▶ _Source material_:
-.-.-
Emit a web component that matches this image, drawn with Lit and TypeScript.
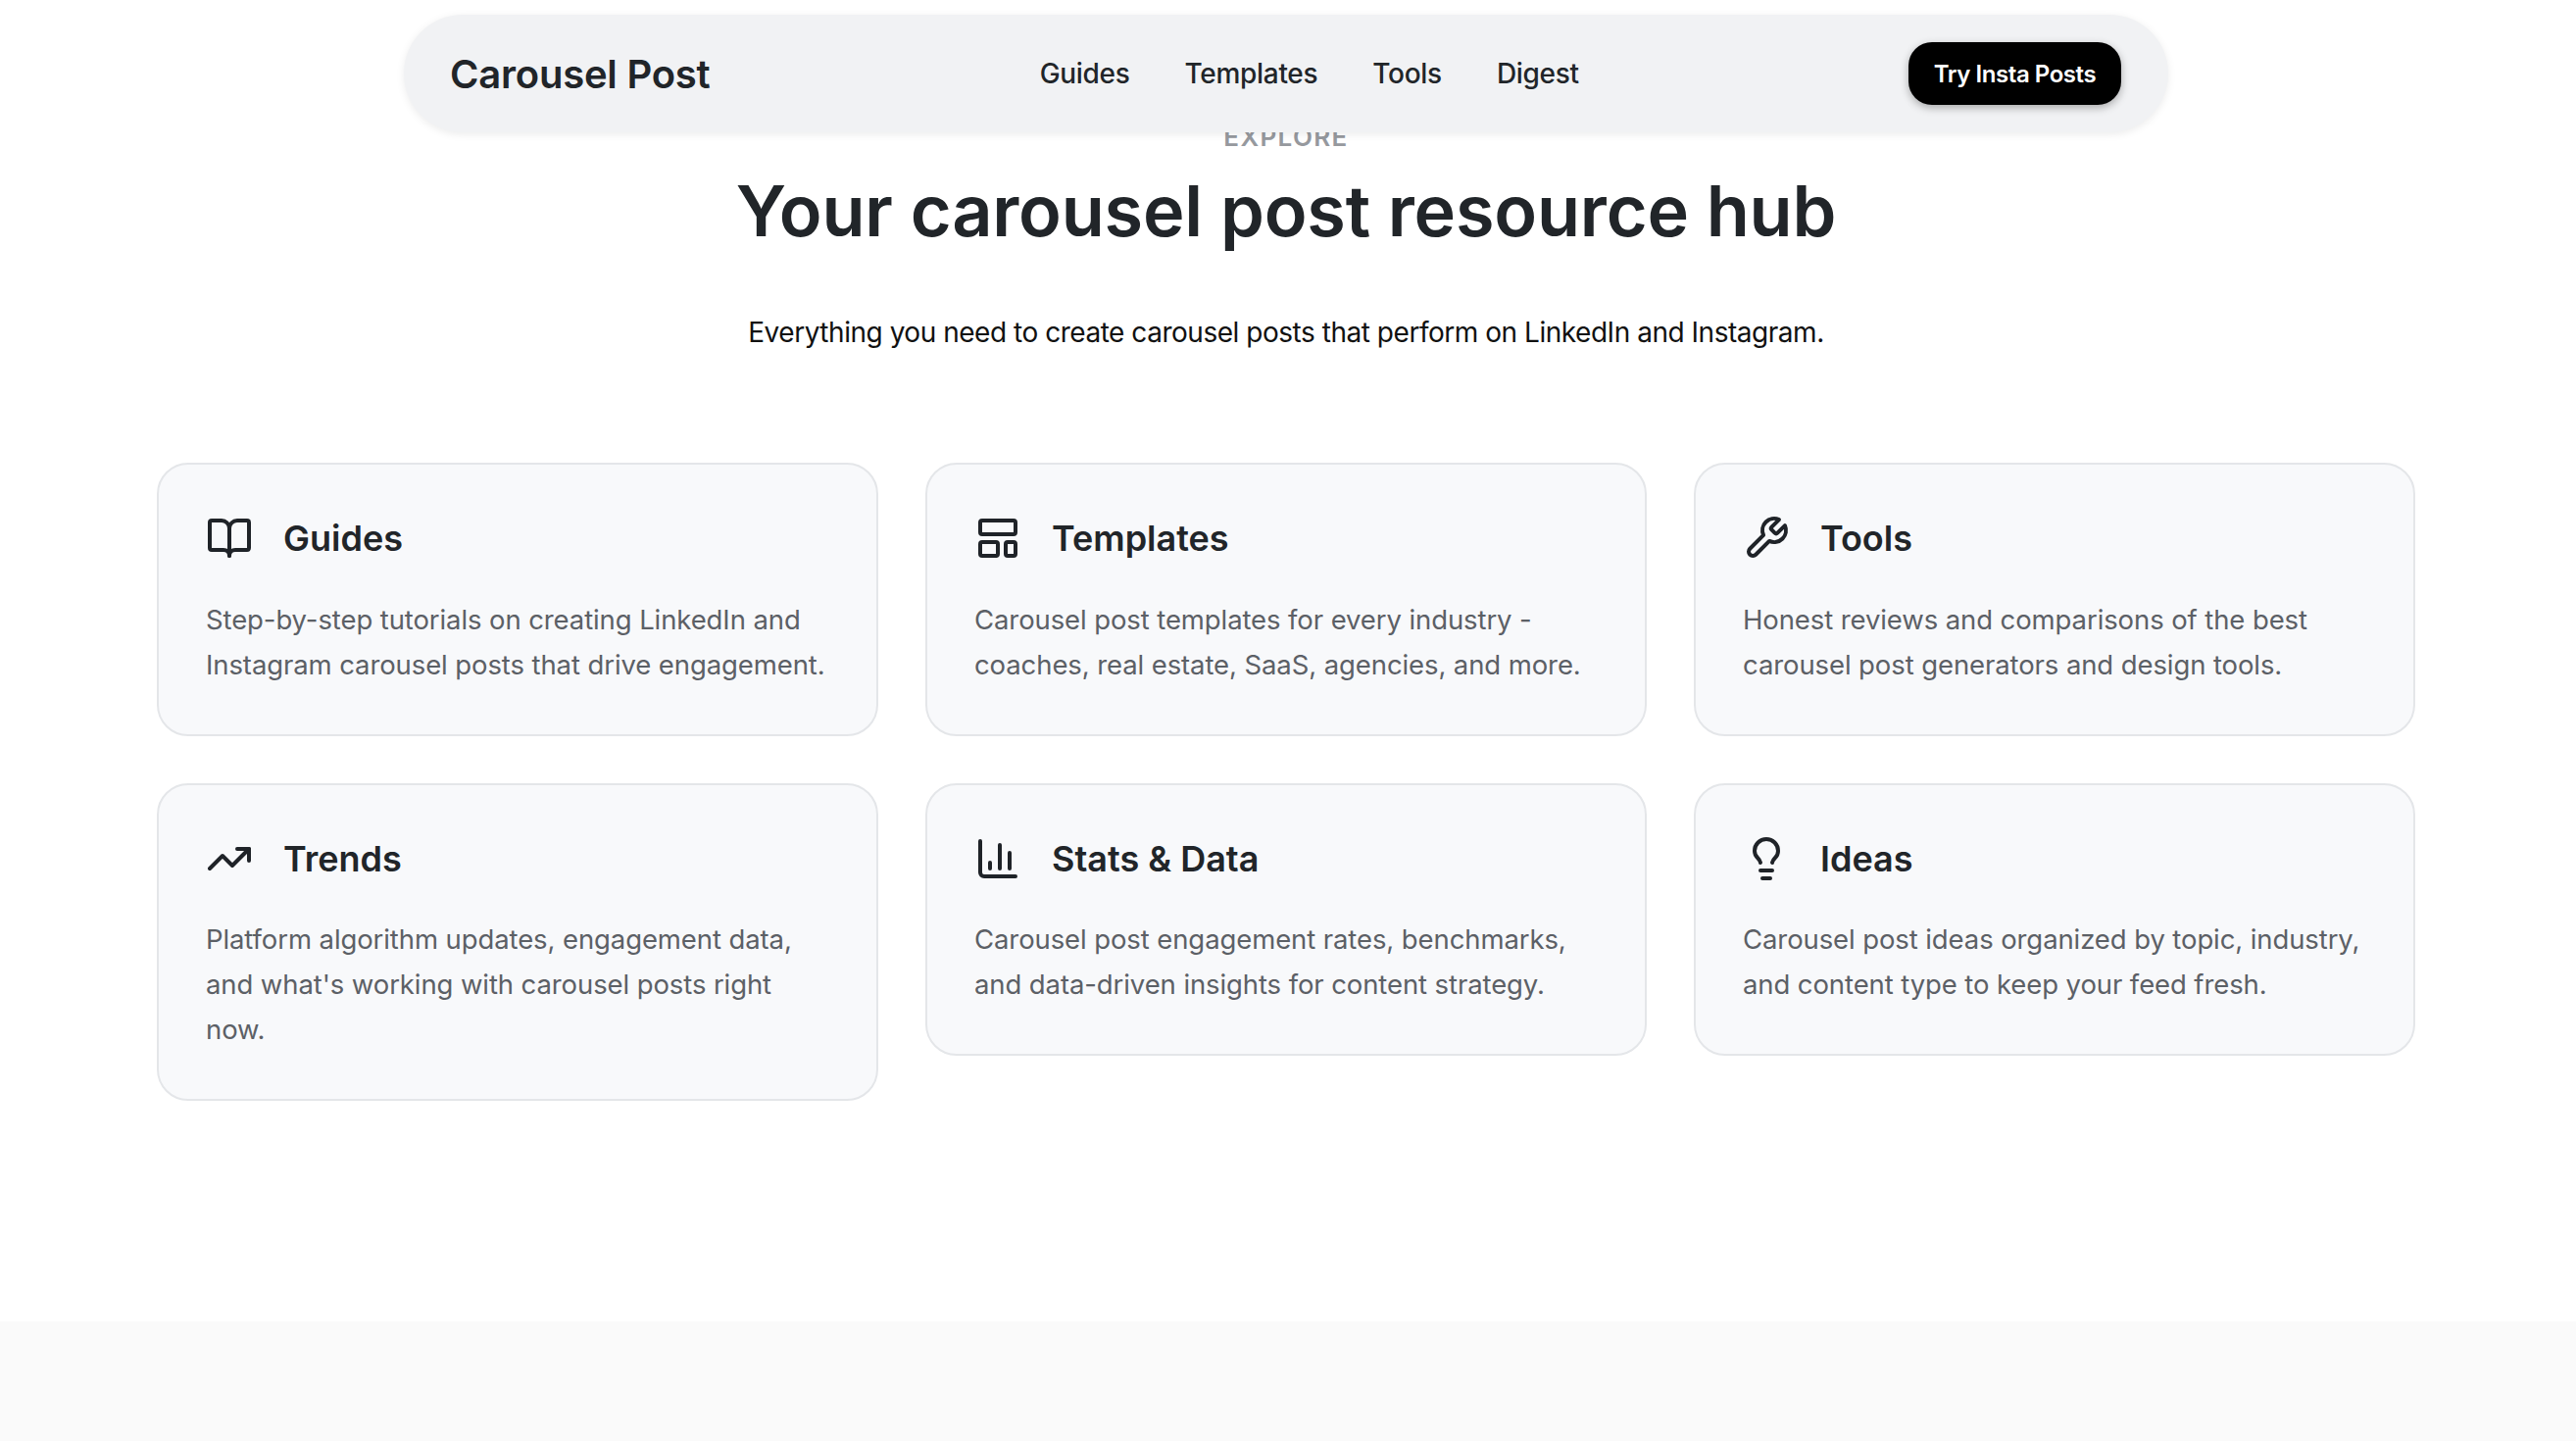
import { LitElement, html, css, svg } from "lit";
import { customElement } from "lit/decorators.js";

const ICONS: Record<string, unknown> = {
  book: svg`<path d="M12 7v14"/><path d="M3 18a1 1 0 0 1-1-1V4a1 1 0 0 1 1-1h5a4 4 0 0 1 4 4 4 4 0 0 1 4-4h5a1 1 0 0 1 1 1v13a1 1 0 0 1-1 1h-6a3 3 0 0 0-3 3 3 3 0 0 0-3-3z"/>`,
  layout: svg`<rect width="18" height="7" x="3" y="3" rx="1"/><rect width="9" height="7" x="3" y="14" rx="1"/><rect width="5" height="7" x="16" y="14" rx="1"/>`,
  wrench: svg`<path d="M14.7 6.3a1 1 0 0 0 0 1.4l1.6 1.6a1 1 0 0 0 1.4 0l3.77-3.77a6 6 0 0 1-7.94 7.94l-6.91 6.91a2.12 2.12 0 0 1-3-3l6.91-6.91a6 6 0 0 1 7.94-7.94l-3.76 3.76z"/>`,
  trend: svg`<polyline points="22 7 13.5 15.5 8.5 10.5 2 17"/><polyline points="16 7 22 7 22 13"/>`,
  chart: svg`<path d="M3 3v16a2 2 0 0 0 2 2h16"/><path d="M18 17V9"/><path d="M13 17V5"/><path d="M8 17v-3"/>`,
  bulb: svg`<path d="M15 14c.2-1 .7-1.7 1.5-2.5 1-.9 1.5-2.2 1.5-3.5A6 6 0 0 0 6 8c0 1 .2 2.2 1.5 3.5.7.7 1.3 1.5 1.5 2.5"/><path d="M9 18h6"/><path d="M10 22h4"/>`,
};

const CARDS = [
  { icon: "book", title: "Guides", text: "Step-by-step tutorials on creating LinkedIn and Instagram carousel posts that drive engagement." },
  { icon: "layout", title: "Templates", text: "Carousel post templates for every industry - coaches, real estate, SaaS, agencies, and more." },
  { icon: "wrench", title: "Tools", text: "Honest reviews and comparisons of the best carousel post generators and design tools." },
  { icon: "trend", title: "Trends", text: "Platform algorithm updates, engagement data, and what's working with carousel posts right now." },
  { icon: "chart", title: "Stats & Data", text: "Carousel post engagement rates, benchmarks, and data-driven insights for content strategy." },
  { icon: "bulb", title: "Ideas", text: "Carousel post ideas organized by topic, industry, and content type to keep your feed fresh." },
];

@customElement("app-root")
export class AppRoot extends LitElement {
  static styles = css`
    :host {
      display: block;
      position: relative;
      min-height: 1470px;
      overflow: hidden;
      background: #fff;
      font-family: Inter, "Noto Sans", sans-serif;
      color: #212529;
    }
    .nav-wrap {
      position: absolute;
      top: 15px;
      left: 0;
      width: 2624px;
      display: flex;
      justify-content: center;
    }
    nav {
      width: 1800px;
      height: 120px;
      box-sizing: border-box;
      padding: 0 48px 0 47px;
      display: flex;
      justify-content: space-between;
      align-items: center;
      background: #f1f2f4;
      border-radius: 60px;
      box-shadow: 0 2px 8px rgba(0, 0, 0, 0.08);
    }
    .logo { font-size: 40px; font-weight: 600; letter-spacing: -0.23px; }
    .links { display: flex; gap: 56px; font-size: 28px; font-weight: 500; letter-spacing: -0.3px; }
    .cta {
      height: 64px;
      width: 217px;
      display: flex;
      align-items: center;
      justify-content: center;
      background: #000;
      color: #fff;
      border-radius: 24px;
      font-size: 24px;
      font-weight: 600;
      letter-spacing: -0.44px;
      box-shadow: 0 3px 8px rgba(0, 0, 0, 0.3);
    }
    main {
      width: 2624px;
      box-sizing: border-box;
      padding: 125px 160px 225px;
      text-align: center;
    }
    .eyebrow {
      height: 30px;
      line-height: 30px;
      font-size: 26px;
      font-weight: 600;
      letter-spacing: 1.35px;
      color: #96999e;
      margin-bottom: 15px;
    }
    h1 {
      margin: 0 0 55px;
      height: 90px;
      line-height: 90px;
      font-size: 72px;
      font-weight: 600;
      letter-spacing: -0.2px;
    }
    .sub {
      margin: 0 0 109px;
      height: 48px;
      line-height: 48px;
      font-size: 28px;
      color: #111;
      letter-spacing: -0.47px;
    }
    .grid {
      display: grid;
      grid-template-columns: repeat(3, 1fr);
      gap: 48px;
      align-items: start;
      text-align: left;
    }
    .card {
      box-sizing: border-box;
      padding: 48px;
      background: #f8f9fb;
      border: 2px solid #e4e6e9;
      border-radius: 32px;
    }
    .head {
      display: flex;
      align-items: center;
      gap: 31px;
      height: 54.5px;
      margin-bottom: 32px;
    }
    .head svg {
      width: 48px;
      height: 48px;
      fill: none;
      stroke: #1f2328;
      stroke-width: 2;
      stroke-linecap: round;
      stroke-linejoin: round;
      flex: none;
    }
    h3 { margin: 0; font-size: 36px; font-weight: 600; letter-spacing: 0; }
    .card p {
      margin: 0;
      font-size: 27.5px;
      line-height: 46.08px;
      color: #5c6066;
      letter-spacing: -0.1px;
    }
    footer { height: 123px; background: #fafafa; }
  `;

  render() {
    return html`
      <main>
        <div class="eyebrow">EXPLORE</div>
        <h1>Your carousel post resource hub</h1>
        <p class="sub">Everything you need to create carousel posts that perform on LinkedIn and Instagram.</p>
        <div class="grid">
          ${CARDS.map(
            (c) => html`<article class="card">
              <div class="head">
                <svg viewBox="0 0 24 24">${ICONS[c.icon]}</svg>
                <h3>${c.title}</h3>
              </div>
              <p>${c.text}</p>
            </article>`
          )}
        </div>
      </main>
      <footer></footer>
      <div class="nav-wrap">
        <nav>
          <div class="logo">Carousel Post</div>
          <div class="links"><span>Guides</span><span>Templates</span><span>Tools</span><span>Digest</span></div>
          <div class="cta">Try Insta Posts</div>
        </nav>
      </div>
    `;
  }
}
-.-.-
▶ _What you are asked to do_: Leaving the pictures aside, transcribe the entire listing exactly.

▶ _Result of the task_:
Emit a web component that matches this image, drawn with Lit and TypeScript.
import { LitElement, html, css, svg } from "lit";
import { customElement } from "lit/decorators.js";

const ICONS: Record<string, unknown> = {
  book: svg`<path d="M12 7v14"/><path d="M3 18a1 1 0 0 1-1-1V4a1 1 0 0 1 1-1h5a4 4 0 0 1 4 4 4 4 0 0 1 4-4h5a1 1 0 0 1 1 1v13a1 1 0 0 1-1 1h-6a3 3 0 0 0-3 3 3 3 0 0 0-3-3z"/>`,
  layout: svg`<rect width="18" height="7" x="3" y="3" rx="1"/><rect width="9" height="7" x="3" y="14" rx="1"/><rect width="5" height="7" x="16" y="14" rx="1"/>`,
  wrench: svg`<path d="M14.7 6.3a1 1 0 0 0 0 1.4l1.6 1.6a1 1 0 0 0 1.4 0l3.77-3.77a6 6 0 0 1-7.94 7.94l-6.91 6.91a2.12 2.12 0 0 1-3-3l6.91-6.91a6 6 0 0 1 7.94-7.94l-3.76 3.76z"/>`,
  trend: svg`<polyline points="22 7 13.5 15.5 8.5 10.5 2 17"/><polyline points="16 7 22 7 22 13"/>`,
  chart: svg`<path d="M3 3v16a2 2 0 0 0 2 2h16"/><path d="M18 17V9"/><path d="M13 17V5"/><path d="M8 17v-3"/>`,
  bulb: svg`<path d="M15 14c.2-1 .7-1.7 1.5-2.5 1-.9 1.5-2.2 1.5-3.5A6 6 0 0 0 6 8c0 1 .2 2.2 1.5 3.5.7.7 1.3 1.5 1.5 2.5"/><path d="M9 18h6"/><path d="M10 22h4"/>`,
};

const CARDS = [
  { icon: "book", title: "Guides", text: "Step-by-step tutorials on creating LinkedIn and Instagram carousel posts that drive engagement." },
  { icon: "layout", title: "Templates", text: "Carousel post templates for every industry - coaches, real estate, SaaS, agencies, and more." },
  { icon: "wrench", title: "Tools", text: "Honest reviews and comparisons of the best carousel post generators and design tools." },
  { icon: "trend", title: "Trends", text: "Platform algorithm updates, engagement data, and what's working with carousel posts right now." },
  { icon: "chart", title: "Stats & Data", text: "Carousel post engagement rates, benchmarks, and data-driven insights for content strategy." },
  { icon: "bulb", title: "Ideas", text: "Carousel post ideas organized by topic, industry, and content type to keep your feed fresh." },
];

@customElement("app-root")
export class AppRoot extends LitElement {
  static styles = css`
    :host {
      display: block;
      position: relative;
      min-height: 1470px;
      overflow: hidden;
      background: #fff;
      font-family: Inter, "Noto Sans", sans-serif;
      color: #212529;
    }
    .nav-wrap {
      position: absolute;
      top: 15px;
      left: 0;
      width: 2624px;
      display: flex;
      justify-content: center;
    }
    nav {
      width: 1800px;
      height: 120px;
      box-sizing: border-box;
      padding: 0 48px 0 47px;
      display: flex;
      justify-content: space-between;
      align-items: center;
      background: #f1f2f4;
      border-radius: 60px;
      box-shadow: 0 2px 8px rgba(0, 0, 0, 0.08);
    }
    .logo { font-size: 40px; font-weight: 600; letter-spacing: -0.23px; }
    .links { display: flex; gap: 56px; font-size: 28px; font-weight: 500; letter-spacing: -0.3px; }
    .cta {
      height: 64px;
      width: 217px;
      display: flex;
      align-items: center;
      justify-content: center;
      background: #000;
      color: #fff;
      border-radius: 24px;
      font-size: 24px;
      font-weight: 600;
      letter-spacing: -0.44px;
      box-shadow: 0 3px 8px rgba(0, 0, 0, 0.3);
    }
    main {
      width: 2624px;
      box-sizing: border-box;
      padding: 125px 160px 225px;
      text-align: center;
    }
    .eyebrow {
      height: 30px;
      line-height: 30px;
      font-size: 26px;
      font-weight: 600;
      letter-spacing: 1.35px;
      color: #96999e;
      margin-bottom: 15px;
    }
    h1 {
      margin: 0 0 55px;
      height: 90px;
      line-height: 90px;
      font-size: 72px;
      font-weight: 600;
      letter-spacing: -0.2px;
    }
    .sub {
      margin: 0 0 109px;
      height: 48px;
      line-height: 48px;
      font-size: 28px;
      color: #111;
      letter-spacing: -0.47px;
    }
    .grid {
      display: grid;
      grid-template-columns: repeat(3, 1fr);
      gap: 48px;
      align-items: start;
      text-align: left;
    }
    .card {
      box-sizing: border-box;
      padding: 48px;
      background: #f8f9fb;
      border: 2px solid #e4e6e9;
      border-radius: 32px;
    }
    .head {
      display: flex;
      align-items: center;
      gap: 31px;
      height: 54.5px;
      margin-bottom: 32px;
    }
    .head svg {
      width: 48px;
      height: 48px;
      fill: none;
      stroke: #1f2328;
      stroke-width: 2;
      stroke-linecap: round;
      stroke-linejoin: round;
      flex: none;
    }
    h3 { margin: 0; font-size: 36px; font-weight: 600; letter-spacing: 0; }
    .card p {
      margin: 0;
      font-size: 27.5px;
      line-height: 46.08px;
      color: #5c6066;
      letter-spacing: -0.1px;
    }
    footer { height: 123px; background: #fafafa; }
  `;

  render() {
    return html`
      <main>
        <div class="eyebrow">EXPLORE</div>
        <h1>Your carousel post resource hub</h1>
        <p class="sub">Everything you need to create carousel posts that perform on LinkedIn and Instagram.</p>
        <div class="grid">
          ${CARDS.map(
            (c) => html`<article class="card">
              <div class="head">
                <svg viewBox="0 0 24 24">${ICONS[c.icon]}</svg>
                <h3>${c.title}</h3>
              </div>
              <p>${c.text}</p>
            </article>`
          )}
        </div>
      </main>
      <footer></footer>
      <div class="nav-wrap">
        <nav>
          <div class="logo">Carousel Post</div>
          <div class="links"><span>Guides</span><span>Templates</span><span>Tools</span><span>Digest</span></div>
          <div class="cta">Try Insta Posts</div>
        </nav>
      </div>
    `;
  }
}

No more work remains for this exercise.